Lundin is president of Bionique Testing Laboratories, located at the end of a two-lane, dead-end road into the business park, which sits on town-owned land next to the Adirondack Regional Airport. The contract testing company is one of only two businesses currently occupying the roughly 15-year-old park.
Shayn Alexander, laboratory director at Bionique Testing Laboratories, leads town of Harrietstown Councilwoman Nichole Meyette and Councilman Ron Keough on a tour of the company’s facility in the town’s business park Thursday. Bionique President Dan Lundin, right, listens in.
(Enterprise photo — Chris Knight)
Lundin said he'd like to see that change.
"This park has so much potential, and in some respects it's undiscovered," he said Thursday. "We've been advocates for this park. It serves us well. We'd like to foster the concept of looking at this as an Adirondack regional science park. It has that potential."
"It's a hidden jewel," added Shayn Armstrong, Bionique's laboratory director. "It's just, how do you get there? How do you develop the park?"
Those are questions that Harrietstown officials, who toured Bionique's operations on Thursday, have struggled to answer since the business park was created.
But town officials believe they've cleared a major roadblock to attracting new businesses to the park. Last year, the state Adirondack Park Agency approved a 19-lot subdivision of the park, including the creation of seven "shovel-ready" development sites.
Now there's a nascent biotech cluster forming in the Saranac Lake area that includes Bionique, the nonprofit Trudeau Institute, and a pair of Lake Placid biotech companies the village of Saranac Lake has lured to Main Street: Myriad RBM and Active Motif. Town leaders would like to capitalize on that momentum.

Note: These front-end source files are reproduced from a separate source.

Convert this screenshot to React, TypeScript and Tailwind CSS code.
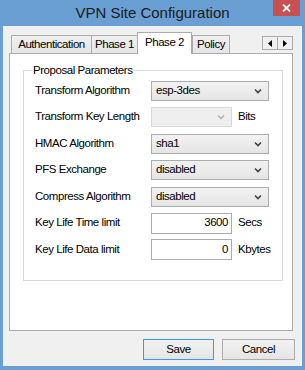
import React from 'react';

const font = { fontFamily: '"Liberation Sans", Arial, sans-serif' };
const txt = 'whitespace-nowrap text-[11.5px] tracking-[-0.45px] leading-none text-black';

function Chevron({ disabled }: { disabled?: boolean }) {
  return (
    <svg width="8" height="6" viewBox="0 0 8 6" className="shrink-0">
      <path d="M1 1.5 L4 4.5 L7 1.5" fill="none" stroke={disabled ? '#b5b5b5' : '#404040'} strokeWidth="1.6" />
    </svg>
  );
}

function Select({ value, wide = true, disabled }: { value?: string; wide?: boolean; disabled?: boolean }) {
  return (
    <div
      className={`flex h-[20px] items-center justify-between pl-[4px] pr-[6px] border ${
        wide ? 'w-[118px]' : 'w-[81px]'
      } ${disabled ? 'border-[#d9d9d9] bg-[#efefef]' : 'border-[#acacac] bg-gradient-to-b from-[#f2f2f2] to-[#e5e5e5]'}`}
    >
      <span className={txt}>{value}</span>
      <Chevron disabled={disabled} />
    </div>
  );
}

function NumInput({ value }: { value: string }) {
  return (
    <div className={`flex h-[21px] w-[81px] items-center justify-end border border-[#acacac] bg-white pr-[3px] ${txt}`}>
      {value}
    </div>
  );
}

function Row({ label, children, unit }: { label: string; children: React.ReactNode; unit?: string }) {
  return (
    <div className="flex h-[20px] items-center">
      <span className={`w-[116px] ${txt}`}>{label}</span>
      {children}
      {unit && <span className={`ml-[6px] ${txt}`}>{unit}</span>}
    </div>
  );
}

export default function App() {
  const tabs = [
    { name: 'Authentication', w: 'w-[81px]' },
    { name: 'Phase 1', w: 'w-[47px]' },
    { name: 'Phase 2', w: 'w-[55px]', active: true },
    { name: 'Policy', w: 'w-[38px]' },
  ];

  return (
    <div className="flex h-[370px] w-[305px] flex-col bg-[#6a9fd3]" style={font}>
      <div className="relative flex h-[26px] shrink-0 items-center justify-center">
        <span className="pt-[1px] text-[15px] text-[#1a1a1a]">VPN Site Configuration</span>
        <div className="absolute right-[5px] top-0 flex h-[16px] w-[27px] items-center justify-center bg-[#c75050]">
          <svg width="9" height="8" viewBox="0 0 9 8">
            <path d="M1 0.5 L8 7.5 M8 0.5 L1 7.5" stroke="#fff" strokeWidth="1.8" />
          </svg>
        </div>
      </div>

      <div className="mx-[3px] mb-[4px] flex flex-1 flex-col bg-[#f0f0f0] pl-[6px] pr-[7px] pt-[7px]">
        <div className="mr-[2px] flex h-[20px] items-end pl-[2px]">
          {tabs.map((t) =>
            t.active ? (
              <div
                key={t.name}
                className={`${t.w} relative z-10 -mb-[1px] flex h-[22px] items-center justify-center border border-b-0 border-[#acacac] bg-white pb-[2px] ${txt}`}
              >
                {t.name}
              </div>
            ) : (
              <div
                key={t.name}
                className={`${t.w} -mr-[1px] flex h-[18px] items-center justify-center border border-b-0 border-[#acacac] bg-gradient-to-b from-[#f0f0f0] to-[#e5e5e5] ${txt}`}
              >
                {t.name}
              </div>
            )
          )}
          <div className="mb-[3px] ml-auto flex self-start pt-[3px]">
            {['M5 1 L1 4.5 L5 8 Z', 'M1 1 L5 4.5 L1 8 Z'].map((d, i) => (
              <div key={i} className="-ml-[1px] flex h-[14px] w-[16px] items-center justify-center border border-[#acacac] bg-[#f0f0f0]">
                <svg width="6" height="9" viewBox="0 0 6 9">
                  <path d={d} fill="#000" />
                </svg>
              </div>
            ))}
          </div>
        </div>

        <div className="mr-[2px] h-[278px] border border-[#acacac] bg-white pt-[11px]">
          <fieldset className="ml-[13px] mr-[9px] border border-[#d9d9d9] px-[11px] pb-[20px] pt-[4px]">
            <legend className={`ml-[-3px] px-[1px] leading-[14px] ${txt}`}>Proposal Parameters</legend>
            <div className="flex flex-col gap-[6.5px]">
              <Row label="Transform Algorithm">
                <Select value="esp-3des" />
              </Row>
              <Row label="Transform Key Length" unit="Bits">
                <Select wide={false} disabled />
              </Row>
              <Row label="HMAC Algorithm">
                <Select value="sha1" />
              </Row>
              <Row label="PFS Exchange">
                <Select value="disabled" />
              </Row>
              <Row label="Compress Algorithm">
                <Select value="disabled" />
              </Row>
              <Row label="Key Life Time limit" unit="Secs">
                <NumInput value="3600" />
              </Row>
              <Row label="Key Life Data limit" unit="Kbytes">
                <NumInput value="0" />
              </Row>
            </div>
          </fieldset>
        </div>

        <div className="mt-[8px] flex justify-end gap-[8px]">
          <button className={`h-[21px] w-[71px] border border-[#3399ff] bg-gradient-to-b from-[#f2f2f2] to-[#e5e5e5] ${txt}`}>
            Save
          </button>
          <button className={`h-[21px] w-[73px] border border-[#acacac] bg-gradient-to-b from-[#f2f2f2] to-[#e5e5e5] ${txt}`}>
            Cancel
          </button>
        </div>
      </div>
    </div>
  );
}
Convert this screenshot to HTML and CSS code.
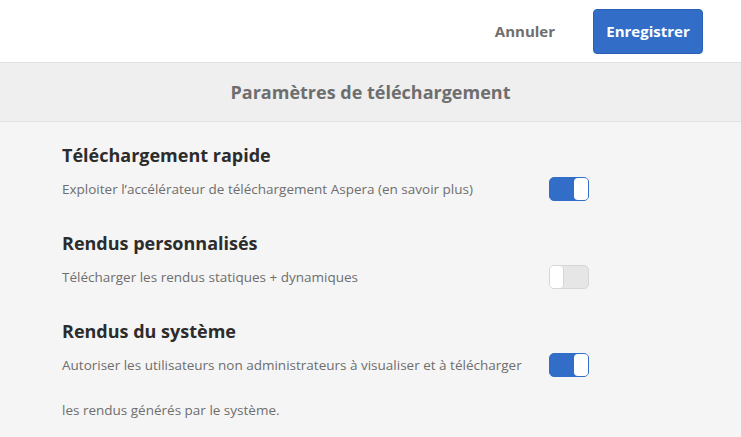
FILE: index.html
```html
<!DOCTYPE html>
<html lang="fr">
<head>
<meta charset="utf-8">
<link rel="stylesheet" href="styles.css">
</head>
<body>
<header class="topbar">
  <button class="btn-cancel">Annuler</button>
  <button class="btn-save">Enregistrer</button>
</header>
<div class="titlebar">Paramètres de téléchargement</div>
<main class="content">
  <section class="group">
    <h2>Téléchargement rapide</h2>
    <div class="row">
      <p>Exploiter l’accélérateur de téléchargement Aspera (en savoir plus)</p>
      <span class="toggle on"><span class="knob"></span></span>
    </div>
  </section>
  <section class="group">
    <h2>Rendus personnalisés</h2>
    <div class="row">
      <p>Télécharger les rendus statiques + dynamiques</p>
      <span class="toggle off"><span class="knob"></span></span>
    </div>
  </section>
  <section class="group">
    <h2>Rendus du système</h2>
    <div class="row">
      <p>Autoriser les utilisateurs non administrateurs à visualiser et à télécharger</p>
      <span class="toggle on"><span class="knob"></span></span>
    </div>
    <p class="extra">les rendus générés par le système.</p>
  </section>
</main>
</body>
</html>
```
FILE: styles.css
```css
* { box-sizing: border-box; }
html, body { margin: 0; padding: 0; }
body {
  width: 741px;
  height: 437px;
  overflow: hidden;
  background: #f5f5f5;
  font-family: "Open Sans", "Liberation Sans", sans-serif;
}
.topbar {
  height: 63px;
  background: #fff;
  border-bottom: 1px solid #e1e1e1;
  display: flex;
  align-items: center;
  justify-content: flex-end;
  padding-right: 38px;
  gap: 38px;
}
button { font-family: inherit; cursor: pointer; }
.btn-cancel {
  background: none;
  border: none;
  color: #6e6e6e;
  font-size: 15px;
  font-weight: 700;
  padding: 0;
}
.btn-save {
  background: #326ec8;
  border: 1px solid #2b61b5;
  border-radius: 4px;
  color: #fff;
  font-size: 15px;
  font-weight: 700;
  height: 45px;
  width: 110px;
  padding: 0;
}
.titlebar {
  height: 59px;
  background: #efefef;
  border-bottom: 1px solid #e1e1e1;
  display: flex;
  align-items: center;
  justify-content: center;
  color: #6e6e6e;
  font-size: 18px;
  font-weight: 700;
}
.content {
  padding: 20px 0 0 62px;
}
.group { margin-bottom: 29px; }
h2 {
  margin: 0;
  font-size: 18px;
  font-weight: 700;
  color: #2c2c2c;
  line-height: 26px;
}
.row {
  display: flex;
  align-items: center;
  width: 527px;
  justify-content: space-between;
  margin-top: 9px;
}
p {
  margin: 0;
  font-size: 13.5px;
  color: #6e6e6e;
  line-height: 24px;
}
.extra { margin-top: 21px; }
.toggle {
  width: 40px;
  height: 24px;
  border-radius: 5px;
  display: flex;
  padding: 0;
}
.toggle .knob {
  width: 14px;
  height: 22px;
  background: #fff;
  border-radius: 4px;
}
.toggle.on { background: #326ec8; justify-content: flex-end; border: 1px solid #326ec8; }
.toggle.off { background: #e6e6e6; border: 1px solid #d6d6d6; }
.toggle.off .knob { border-right: 1px solid #d6d6d6; }
```
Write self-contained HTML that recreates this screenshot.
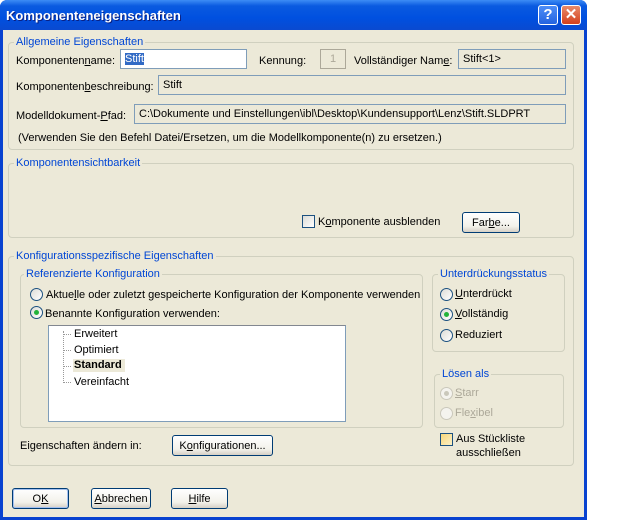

"I think we're in a different place to try and generate some new direction and a game plan to move the park forward," said Councilman Ron Keough, who took part in Thursday's tour with Councilwoman Nichole Meyette.
The big question for the town, Keough said, is whether it should market and recruit businesses to the park, "or do we somehow find a way, a mechanism, that we can make that happen outside the board.
"My philosophy is, we need to put in place a process and a direction and a foundation which is not dependent on the whims of board members as they come and go," Keough said. "If you don't have enough support of the board members, and the energy and commitment to make any project happen, it isn't going to happen."
Keough said the town needs to see what other resources are available to help it grow the park. He said there have been unofficial discussions with the village about whether its Local Development Corporation could be involved, as well as with the Adirondack Economic Development Corporation. AEDC played a key role in creating and financing the business park and managed it for the town until 2003.
"I think those are resources that the town, as an entity, needs to look at," Keough said.
The business park is about 10 miles outside of the village, which puts Bionique on the outskirts of the "cluster." Its more remote location could be a deterrent to another biotech company interested in moving into the area, but Lundin said an isolated, rural site could also be attractive to the right company.
"There are independent labs that are producing product, producing testing services and can afford to exist in a location in this order," he said. "For us, it works well from a business perspective, and there's a tremendous attraction to working in the Adirondacks."
"The proximity of Active Motif, RBM, Trudeau, us - it is a cluster whether it's all within one village or within the region," Armstrong said. "We all live in the same surrounding area, and we all want to be here. That's why we're here."
Armstrong speaks from experience. He worked in Lake Placid for Upstate Biotechnology until it closed in 2007, then followed the company it was bought by (Millipore) to California. After two years, Armstrong decided he wanted to come back to the area and got a job at Bionique.
He's one of 18 employees working out of the company's 9,500-square-foot facility, which opened in January 2000. Prior to that, Bionique Testing Laboratories was located in what's now the Edenfield and Snow tax and accounting service buildings on state Route 3 near Trudeau Road, just outside Saranac Lake. The company, which Lundin has been president of since 1990, was originally formed as an offshoot of the W. Alton Jones Cell Science Center (before it became Upstate Biotechnology), where Lundin had worked as laboratory supervisor. Bionique performs specialized testing for the pharmaceutical, biotech and research community.
"We do a certain type of sterility check for cell cultures," Armstrong said. "We're testing for a specific organism called mycoplasma."
"It is a covert and hidden contaminant, and not easy to isolate and identify," said Lundin. "It's an organism that the biopharma and research community certainly doesn't want to bring into their labs. So they choose to send samples out to us, ask us, 'Does this or does this not contain mycoplasma?' It's our niche technology and our specialty."
Bionique works with hundreds of clients, mostly in the U.S. and Canada. Lundin said business is going so well that the company is looking to expand and potentially add a couple of more employees.
"This park has worked very well (for) us, relative to our needs and what we're looking to accomplish," he said.